THE TASK: Repeat all of the material below exactly as written, images excluded.

SUPPLIED INFORMATION:
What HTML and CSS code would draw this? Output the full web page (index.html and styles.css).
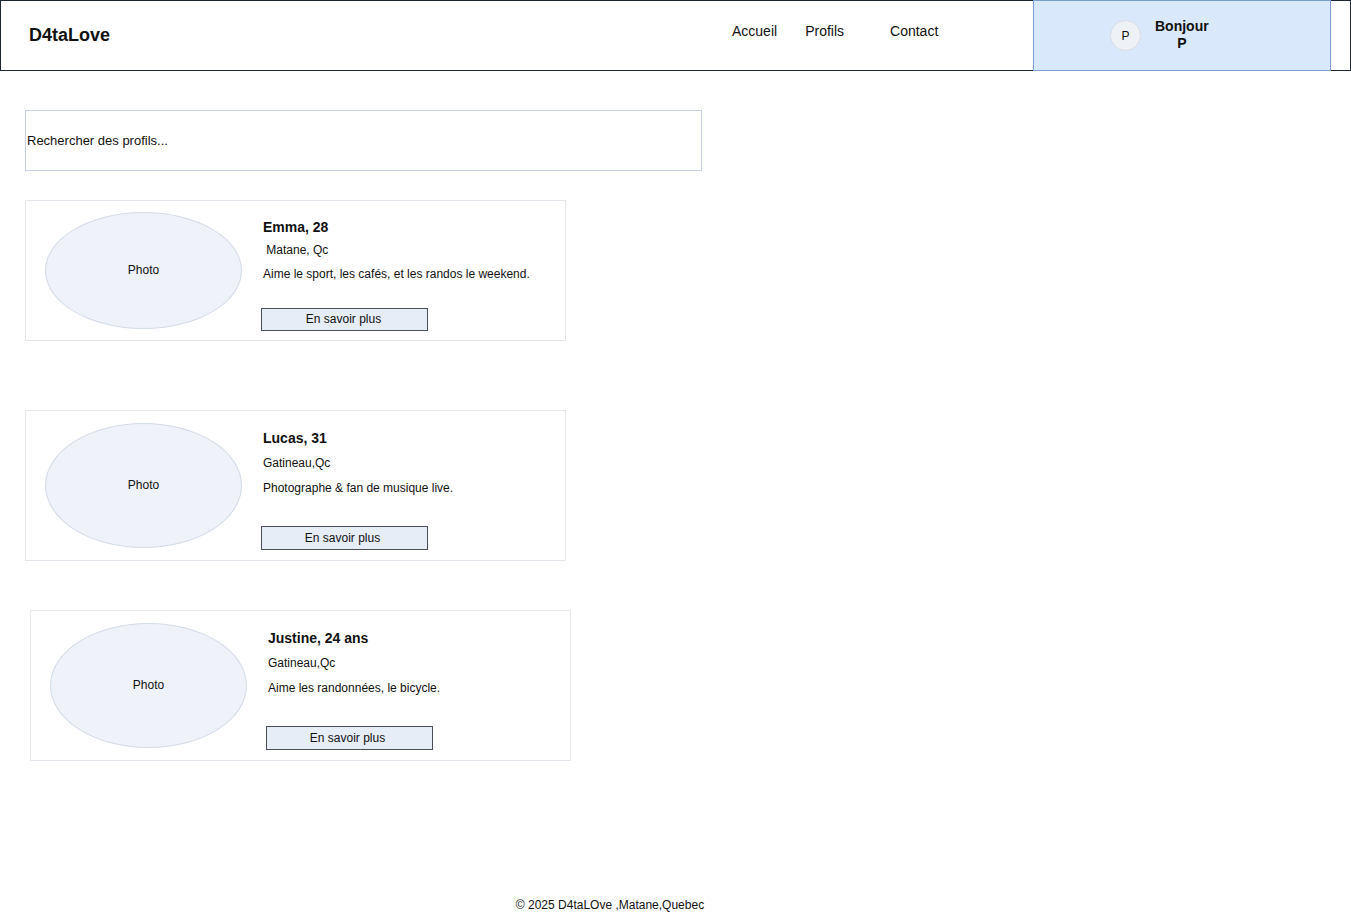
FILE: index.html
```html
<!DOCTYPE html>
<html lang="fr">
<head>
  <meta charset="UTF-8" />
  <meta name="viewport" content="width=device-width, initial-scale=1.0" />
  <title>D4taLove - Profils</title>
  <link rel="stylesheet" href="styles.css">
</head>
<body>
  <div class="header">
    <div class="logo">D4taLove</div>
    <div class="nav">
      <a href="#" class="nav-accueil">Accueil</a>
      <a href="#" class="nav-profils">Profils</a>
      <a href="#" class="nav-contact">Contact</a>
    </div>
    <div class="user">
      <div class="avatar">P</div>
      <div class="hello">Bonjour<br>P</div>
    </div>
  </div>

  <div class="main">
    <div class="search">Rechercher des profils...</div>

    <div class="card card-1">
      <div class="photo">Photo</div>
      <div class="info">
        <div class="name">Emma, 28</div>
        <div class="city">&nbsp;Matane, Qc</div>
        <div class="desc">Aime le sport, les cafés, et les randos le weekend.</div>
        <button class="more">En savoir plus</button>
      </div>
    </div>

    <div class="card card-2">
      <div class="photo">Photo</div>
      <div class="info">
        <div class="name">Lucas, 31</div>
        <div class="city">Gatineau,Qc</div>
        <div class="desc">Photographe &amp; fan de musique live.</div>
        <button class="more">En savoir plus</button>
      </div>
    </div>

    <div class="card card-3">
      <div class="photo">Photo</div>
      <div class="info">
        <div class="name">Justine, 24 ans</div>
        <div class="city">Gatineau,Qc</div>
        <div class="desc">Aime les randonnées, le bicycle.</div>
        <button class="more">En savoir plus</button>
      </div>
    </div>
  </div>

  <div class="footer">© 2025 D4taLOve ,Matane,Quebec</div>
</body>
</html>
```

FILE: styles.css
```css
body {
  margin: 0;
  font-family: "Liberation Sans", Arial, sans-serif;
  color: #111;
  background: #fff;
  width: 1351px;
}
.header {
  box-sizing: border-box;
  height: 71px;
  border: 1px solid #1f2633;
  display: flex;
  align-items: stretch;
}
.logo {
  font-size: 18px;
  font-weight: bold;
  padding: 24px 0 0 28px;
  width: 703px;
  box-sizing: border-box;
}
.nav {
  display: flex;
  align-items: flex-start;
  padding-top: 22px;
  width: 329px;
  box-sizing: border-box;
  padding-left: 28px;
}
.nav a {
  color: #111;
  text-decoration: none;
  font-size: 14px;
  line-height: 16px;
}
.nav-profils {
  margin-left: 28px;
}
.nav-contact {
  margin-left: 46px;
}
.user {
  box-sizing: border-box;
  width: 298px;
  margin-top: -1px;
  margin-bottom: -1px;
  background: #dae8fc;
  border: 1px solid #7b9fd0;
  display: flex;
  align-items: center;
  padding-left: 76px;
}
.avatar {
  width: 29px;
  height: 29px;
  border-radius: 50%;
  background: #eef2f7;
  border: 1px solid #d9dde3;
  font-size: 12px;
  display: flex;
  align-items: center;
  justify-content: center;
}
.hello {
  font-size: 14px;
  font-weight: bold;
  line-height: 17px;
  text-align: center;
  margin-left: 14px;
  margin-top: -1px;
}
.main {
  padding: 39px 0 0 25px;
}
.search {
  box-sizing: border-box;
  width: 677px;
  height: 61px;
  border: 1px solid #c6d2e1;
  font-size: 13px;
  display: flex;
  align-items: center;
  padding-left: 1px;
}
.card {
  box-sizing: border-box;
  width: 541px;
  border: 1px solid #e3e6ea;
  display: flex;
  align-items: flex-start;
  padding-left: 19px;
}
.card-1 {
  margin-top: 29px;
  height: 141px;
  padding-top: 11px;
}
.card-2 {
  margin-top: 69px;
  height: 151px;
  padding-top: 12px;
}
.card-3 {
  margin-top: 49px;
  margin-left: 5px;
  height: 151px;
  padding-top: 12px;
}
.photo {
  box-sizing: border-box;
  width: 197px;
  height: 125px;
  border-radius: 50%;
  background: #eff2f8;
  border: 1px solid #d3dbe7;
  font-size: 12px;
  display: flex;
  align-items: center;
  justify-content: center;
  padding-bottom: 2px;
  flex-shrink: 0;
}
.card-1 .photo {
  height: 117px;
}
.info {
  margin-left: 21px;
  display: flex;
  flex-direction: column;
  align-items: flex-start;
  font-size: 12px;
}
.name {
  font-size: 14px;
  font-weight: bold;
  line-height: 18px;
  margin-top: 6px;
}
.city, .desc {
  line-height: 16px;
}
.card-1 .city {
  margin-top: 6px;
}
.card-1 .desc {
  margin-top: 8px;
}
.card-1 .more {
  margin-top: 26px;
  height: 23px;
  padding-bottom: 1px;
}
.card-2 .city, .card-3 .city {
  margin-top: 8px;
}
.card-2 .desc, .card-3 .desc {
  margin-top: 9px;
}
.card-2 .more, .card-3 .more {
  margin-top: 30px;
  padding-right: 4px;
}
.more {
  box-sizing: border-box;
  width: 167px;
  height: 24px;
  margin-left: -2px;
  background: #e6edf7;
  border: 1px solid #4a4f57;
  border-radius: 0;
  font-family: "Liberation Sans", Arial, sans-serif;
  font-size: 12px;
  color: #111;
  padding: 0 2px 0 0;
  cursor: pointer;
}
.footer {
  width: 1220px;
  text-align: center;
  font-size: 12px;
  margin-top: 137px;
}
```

THE OUTPUT:
What HTML and CSS code would draw this? Output the full web page (index.html and styles.css).
FILE: index.html
```html
<!DOCTYPE html>
<html lang="fr">
<head>
  <meta charset="UTF-8" />
  <meta name="viewport" content="width=device-width, initial-scale=1.0" />
  <title>D4taLove - Profils</title>
  <link rel="stylesheet" href="styles.css">
</head>
<body>
  <div class="header">
    <div class="logo">D4taLove</div>
    <div class="nav">
      <a href="#" class="nav-accueil">Accueil</a>
      <a href="#" class="nav-profils">Profils</a>
      <a href="#" class="nav-contact">Contact</a>
    </div>
    <div class="user">
      <div class="avatar">P</div>
      <div class="hello">Bonjour<br>P</div>
    </div>
  </div>

  <div class="main">
    <div class="search">Rechercher des profils...</div>

    <div class="card card-1">
      <div class="photo">Photo</div>
      <div class="info">
        <div class="name">Emma, 28</div>
        <div class="city">&nbsp;Matane, Qc</div>
        <div class="desc">Aime le sport, les cafés, et les randos le weekend.</div>
        <button class="more">En savoir plus</button>
      </div>
    </div>

    <div class="card card-2">
      <div class="photo">Photo</div>
      <div class="info">
        <div class="name">Lucas, 31</div>
        <div class="city">Gatineau,Qc</div>
        <div class="desc">Photographe &amp; fan de musique live.</div>
        <button class="more">En savoir plus</button>
      </div>
    </div>

    <div class="card card-3">
      <div class="photo">Photo</div>
      <div class="info">
        <div class="name">Justine, 24 ans</div>
        <div class="city">Gatineau,Qc</div>
        <div class="desc">Aime les randonnées, le bicycle.</div>
        <button class="more">En savoir plus</button>
      </div>
    </div>
  </div>

  <div class="footer">© 2025 D4taLOve ,Matane,Quebec</div>
</body>
</html>
```

FILE: styles.css
```css
body {
  margin: 0;
  font-family: "Liberation Sans", Arial, sans-serif;
  color: #111;
  background: #fff;
  width: 1351px;
}
.header {
  box-sizing: border-box;
  height: 71px;
  border: 1px solid #1f2633;
  display: flex;
  align-items: stretch;
}
.logo {
  font-size: 18px;
  font-weight: bold;
  padding: 24px 0 0 28px;
  width: 703px;
  box-sizing: border-box;
}
.nav {
  display: flex;
  align-items: flex-start;
  padding-top: 22px;
  width: 329px;
  box-sizing: border-box;
  padding-left: 28px;
}
.nav a {
  color: #111;
  text-decoration: none;
  font-size: 14px;
  line-height: 16px;
}
.nav-profils {
  margin-left: 28px;
}
.nav-contact {
  margin-left: 46px;
}
.user {
  box-sizing: border-box;
  width: 298px;
  margin-top: -1px;
  margin-bottom: -1px;
  background: #dae8fc;
  border: 1px solid #7b9fd0;
  display: flex;
  align-items: center;
  padding-left: 76px;
}
.avatar {
  width: 29px;
  height: 29px;
  border-radius: 50%;
  background: #eef2f7;
  border: 1px solid #d9dde3;
  font-size: 12px;
  display: flex;
  align-items: center;
  justify-content: center;
}
.hello {
  font-size: 14px;
  font-weight: bold;
  line-height: 17px;
  text-align: center;
  margin-left: 14px;
  margin-top: -1px;
}
.main {
  padding: 39px 0 0 25px;
}
.search {
  box-sizing: border-box;
  width: 677px;
  height: 61px;
  border: 1px solid #c6d2e1;
  font-size: 13px;
  display: flex;
  align-items: center;
  padding-left: 1px;
}
.card {
  box-sizing: border-box;
  width: 541px;
  border: 1px solid #e3e6ea;
  display: flex;
  align-items: flex-start;
  padding-left: 19px;
}
.card-1 {
  margin-top: 29px;
  height: 141px;
  padding-top: 11px;
}
.card-2 {
  margin-top: 69px;
  height: 151px;
  padding-top: 12px;
}
.card-3 {
  margin-top: 49px;
  margin-left: 5px;
  height: 151px;
  padding-top: 12px;
}
.photo {
  box-sizing: border-box;
  width: 197px;
  height: 125px;
  border-radius: 50%;
  background: #eff2f8;
  border: 1px solid #d3dbe7;
  font-size: 12px;
  display: flex;
  align-items: center;
  justify-content: center;
  padding-bottom: 2px;
  flex-shrink: 0;
}
.card-1 .photo {
  height: 117px;
}
.info {
  margin-left: 21px;
  display: flex;
  flex-direction: column;
  align-items: flex-start;
  font-size: 12px;
}
.name {
  font-size: 14px;
  font-weight: bold;
  line-height: 18px;
  margin-top: 6px;
}
.city, .desc {
  line-height: 16px;
}
.card-1 .city {
  margin-top: 6px;
}
.card-1 .desc {
  margin-top: 8px;
}
.card-1 .more {
  margin-top: 26px;
  height: 23px;
  padding-bottom: 1px;
}
.card-2 .city, .card-3 .city {
  margin-top: 8px;
}
.card-2 .desc, .card-3 .desc {
  margin-top: 9px;
}
.card-2 .more, .card-3 .more {
  margin-top: 30px;
  padding-right: 4px;
}
.more {
  box-sizing: border-box;
  width: 167px;
  height: 24px;
  margin-left: -2px;
  background: #e6edf7;
  border: 1px solid #4a4f57;
  border-radius: 0;
  font-family: "Liberation Sans", Arial, sans-serif;
  font-size: 12px;
  color: #111;
  padding: 0 2px 0 0;
  cursor: pointer;
}
.footer {
  width: 1220px;
  text-align: center;
  font-size: 12px;
  margin-top: 137px;
}
```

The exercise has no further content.